The magnetic field of the Earth (geomagnetic field) resembles the field produced by a simple bar magnet. Such a field is called a dipole field because it has two poles, located at either end of the magnet, where the strength of the field is maximum. At the midpoint between the poles the strength is half of its value at the poles. The magnetic field is often visualized in terms of magnetic field lines, or lines of force, that leave one end of the magnet, called the north pole, arc through space, and re-enter the magnet at the other end, the south pole.

Magnetic field lines around a bar magnet

Magnetic field line

If we could place a bar magnet inside the Earth, inclined approximately 11° to the rotational axis and offset about 550 km from the Earth's centre we could account for 90% of the observed magnetic field. We could account for the remaining 10% by placing smaller bar magnets at strategic locations around the primary magnet.

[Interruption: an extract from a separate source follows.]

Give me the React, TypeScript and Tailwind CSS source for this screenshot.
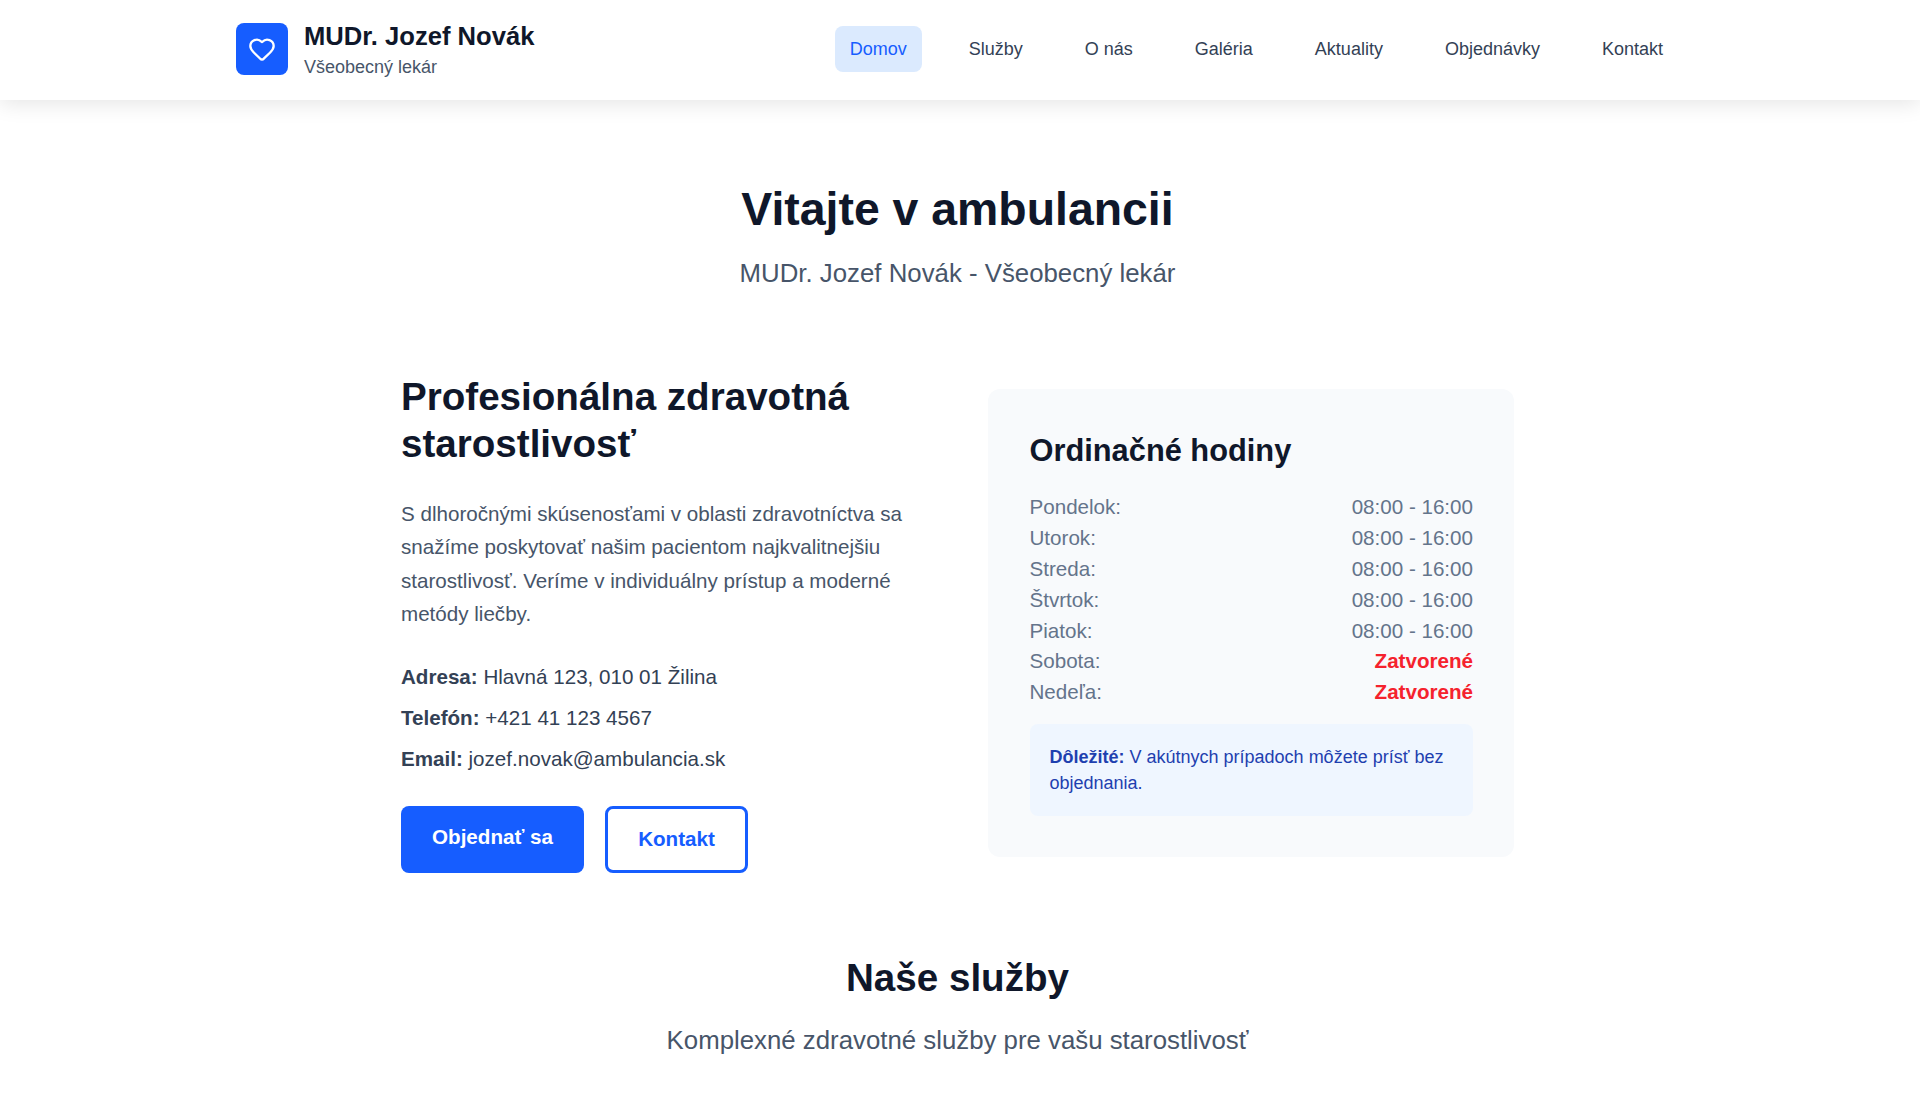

Although this simple description provides a way of conceptualizing the magnetic field it does not represent what really goes inside the Earth. Nor can it be used to calculate the strength and direction of the magnetic field. Mathematically, the Earth's magnetic field is normally described by a spherical harmonic expansion, a series of special spherical functions of latitude/longitude and their associated coefficients. Each group of functions describes a particular field pattern: the first three terms describe the field of a dipole; the next 5 terms describe a quadrapole field; the following 7 terms describe an octopole field. By adjusting the relative size of each of these component parts the shape of the actual field can be closely approximated.

Such mathematical descriptions of the magnetic field are called magnetic reference field models. The most widely used reference field model is the International Geomagnetic Reference Field (IGRF). The IGRF is produced every five years under the auspices of the International Association of Geomagnetism and Aeronomy (IAGA).